To that end, he keeps the iCarly.com Web site stocked with online-exclusive videos to keep fans buzzing between new episodes. And, along with his actors, he is big on Twitter.

Which is not to say that iCarly is simply a string of Web-inspired sketches and gags. Outside of her Web-hosting duties, Carly is an overachiever in school, kind of neurotic and usually more mature than her older brother, Spencer (Jerry Trainor), who raises her while their father is (permanently) stationed on a submarine in Europe. Sam is her brash, school-hating best friend, and Freddie (Nathan Kress) is their nerdy-cool Web-show producer. Together they get into trouble while producing popular Web TV.

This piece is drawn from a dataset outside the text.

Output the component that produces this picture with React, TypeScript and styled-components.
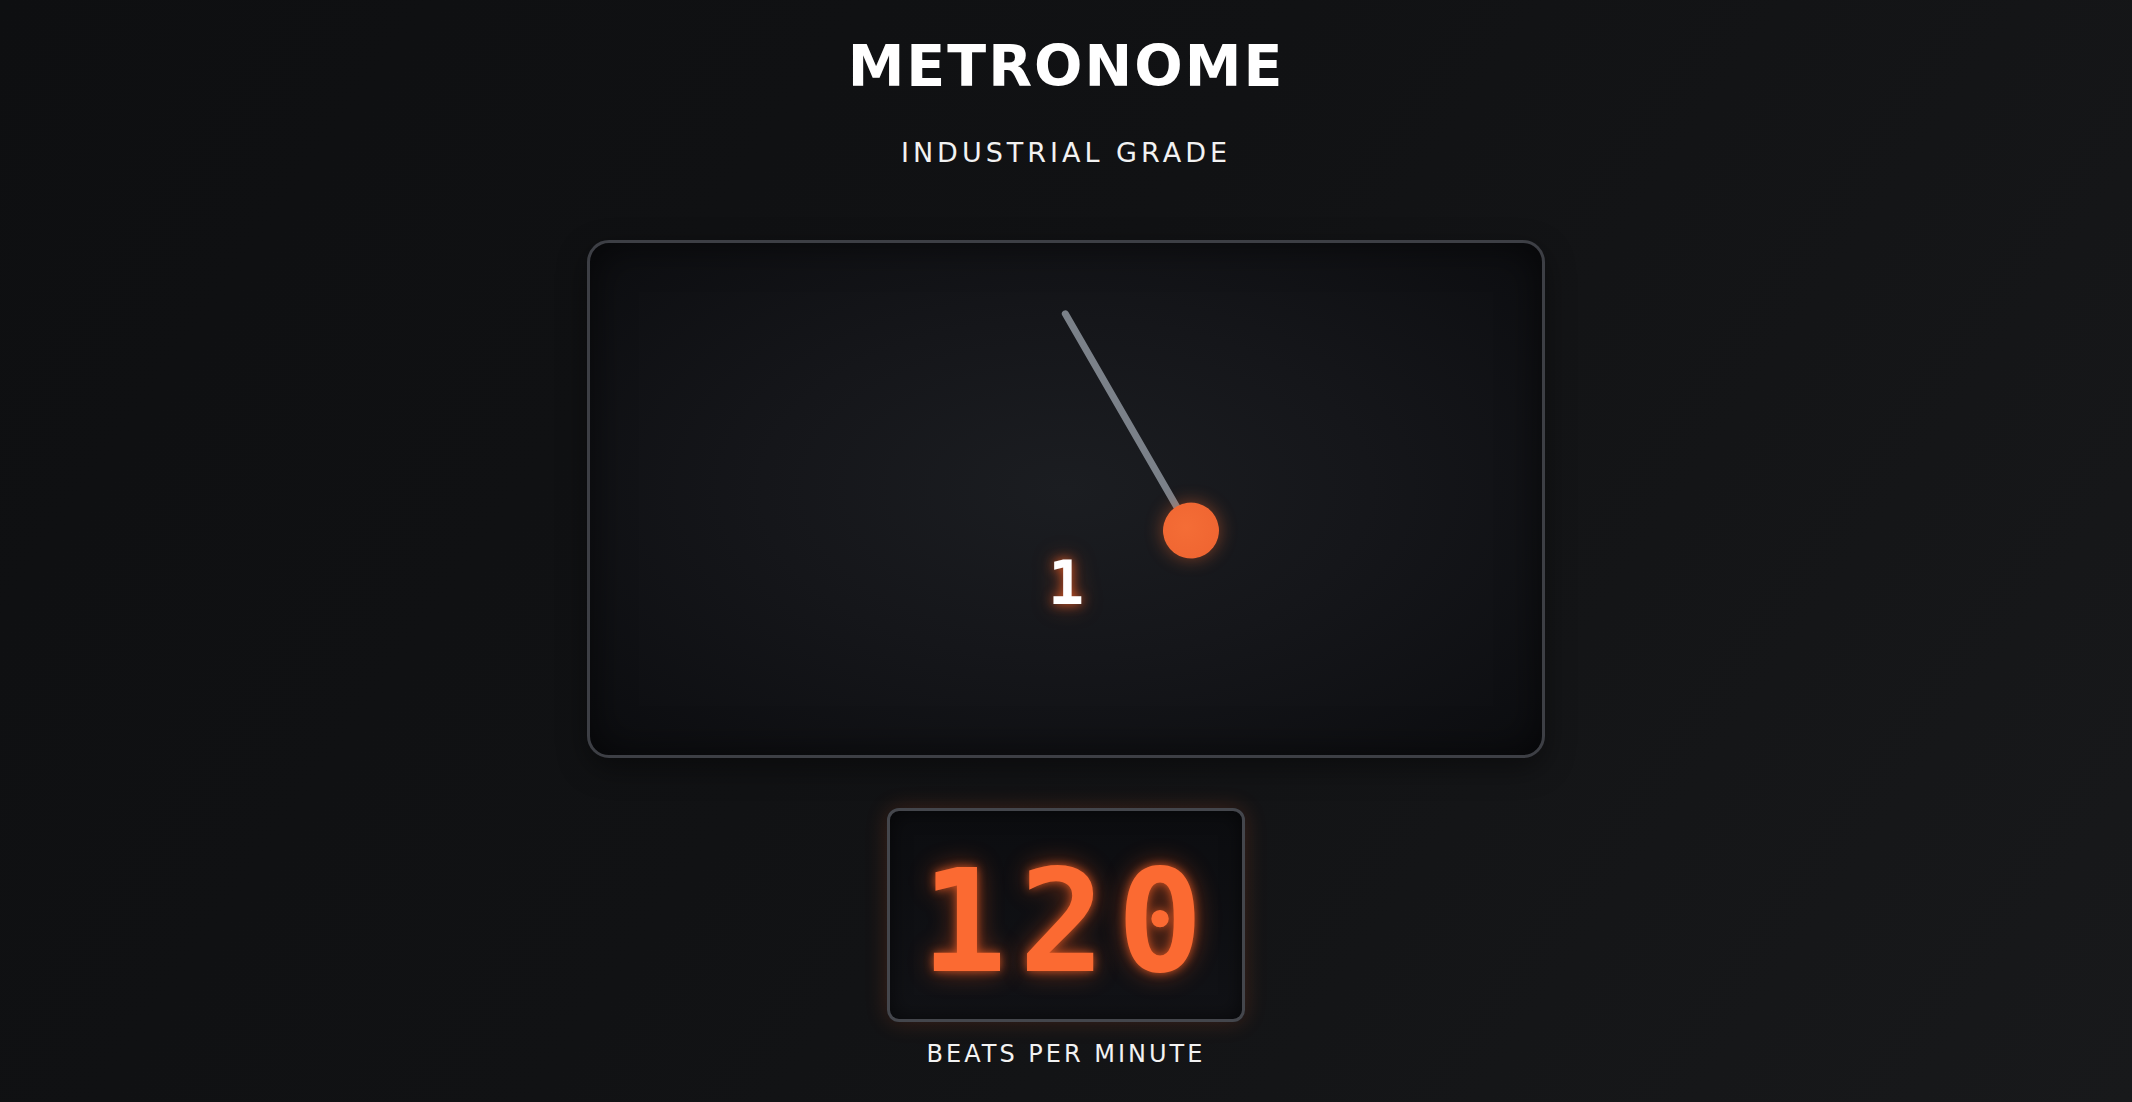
import React from "react";
import styled, { createGlobalStyle } from "styled-components";

const Global = createGlobalStyle`
  html, body { margin: 0; padding: 0; }
  body {
    background: #0f1012;
    font-family: "DejaVu Sans", "Liberation Sans", sans-serif;
  }
`;

const Page = styled.main`
  min-height: 1102px;
  box-sizing: border-box;
  display: flex;
  flex-direction: column;
  align-items: center;
  padding-top: 31px;
  background:
    linear-gradient(125deg, #0e0f11 0%, #111214 45%, #141517 70%, #18191b 100%);
  overflow: hidden;
`;

const Title = styled.h1`
  margin: 0;
  font-family: "DejaVu Sans", sans-serif;
  font-weight: 700;
  font-size: 57px;
  line-height: 70px;
  letter-spacing: 2px;
  color: #ffffff;
`;

const Subtitle = styled.h2`
  margin: 35px 0 0;
  font-family: "DejaVu Sans", sans-serif;
  font-weight: 400;
  font-size: 27px;
  line-height: 34px;
  letter-spacing: 4px;
  color: #f2f2f2;
`;

const Stage = styled.section`
  position: relative;
  margin-top: 70px;
  width: 958px;
  height: 518px;
  box-sizing: border-box;
  border: 3px solid #3d3f45;
  border-radius: 22px;
  background: radial-gradient(ellipse at 50% 48%, #1b1d21 0%, #15161a 45%, #0c0d10 100%);
  box-shadow: inset 0 0 40px rgba(0, 0, 0, 0.6), 0 10px 30px rgba(0, 0, 0, 0.4);
`;

const Arm = styled.div<{ $angle: number }>`
  position: absolute;
  left: calc(50% - 4px);
  top: 67px;
  width: 8px;
  height: 260px;
  transform-origin: 4px 4px;
  transform: rotate(${(p) => p.$angle}deg);
`;

const Rod = styled.div`
  position: absolute;
  left: 0;
  top: 0;
  width: 7px;
  height: 234px;
  border-radius: 4px;
  background: #7b8189;
`;

const Bob = styled.div`
  position: absolute;
  left: -24px;
  top: 226px;
  width: 56px;
  height: 56px;
  border-radius: 50%;
  background: radial-gradient(circle at 45% 40%, #f46d36, #ee6330);
  box-shadow: 0 0 18px rgba(255, 110, 50, 0.45);
`;

const BeatNumber = styled.div`
  position: absolute;
  left: 0;
  right: 0;
  top: 304px;
  text-align: center;
  font-family: "DejaVu Sans Mono", monospace;
  font-weight: 700;
  font-size: 60px;
  line-height: 72px;
  color: #ffffff;
  text-shadow: 0 0 12px rgba(255, 100, 40, 0.85), 0 0 24px rgba(255, 100, 40, 0.4);
`;

const Display = styled.div`
  margin-top: 50px;
  width: 358px;
  height: 214px;
  box-sizing: border-box;
  border: 3px solid #44464c;
  border-radius: 12px;
  background: linear-gradient(180deg, #0c0d10 0%, #111216 100%);
  box-shadow: 0 0 22px rgba(255, 100, 40, 0.18), inset 0 0 20px rgba(0, 0, 0, 0.6);
  display: flex;
  align-items: center;
  justify-content: center;
`;

const Bpm = styled.div`
  font-family: "DejaVu Sans Mono", monospace;
  font-weight: 700;
  font-size: 143px;
  line-height: 1;
  letter-spacing: 12px;
  padding-left: 4px;
  padding-top: 12px;
  color: #fb6a32;
  text-shadow: 0 0 10px rgba(255, 100, 40, 0.75), 0 0 26px rgba(255, 90, 30, 0.45);
`;

const Caption = styled.div`
  margin-top: 18px;
  font-family: "DejaVu Sans", sans-serif;
  font-weight: 400;
  font-size: 24px;
  letter-spacing: 3px;
  color: #f2f2f2;
`;

export default function App() {
  return (
    <>
      <Global />
      <Page>
        <Title>METRONOME</Title>
        <Subtitle>INDUSTRIAL GRADE</Subtitle>
        <Stage>
          <Arm $angle={-30}>
            <Rod />
            <Bob />
          </Arm>
          <BeatNumber>1</BeatNumber>
        </Stage>
        <Display>
          <Bpm>120</Bpm>
        </Display>
        <Caption>BEATS PER MINUTE</Caption>
      </Page>
    </>
  );
}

Further separating it from your average kids' sitcom, the series talks up to its audience, often appearing to forego lessons learned in favor of laughs. In the Season 2 premiere, Carly and Sam decided to date the same boy, and as they fought over him toward the end of the half-hour, he stumbled backward, falling eight floors down an elevator shaft and winding up in a full body cast. It ended the squabbling -- and the episode.

"There's no resolution, and I love that. And let me tell you, it took me a long time to win those battles (with the network)," Schneider said. "The sweet wrap-up scenes? Who wants to see 'em? Let's just end on big funny."

Cosgrove is without the promotional power of the Disney empire -- ABC, Hollywood Records and Walt Disney Pictures -- that has made stars of Cyrus, Hilary Duff and Zac Efron.

Instead, she falls neatly into the tradition of Nickelodeon talent, which includes recent breakouts Emma Roberts and Josh Peck, teens who are now trying to build their acting careers in independent films. Cosgrove is not a glammed-up pop star; she is a mirror of the audience watching her.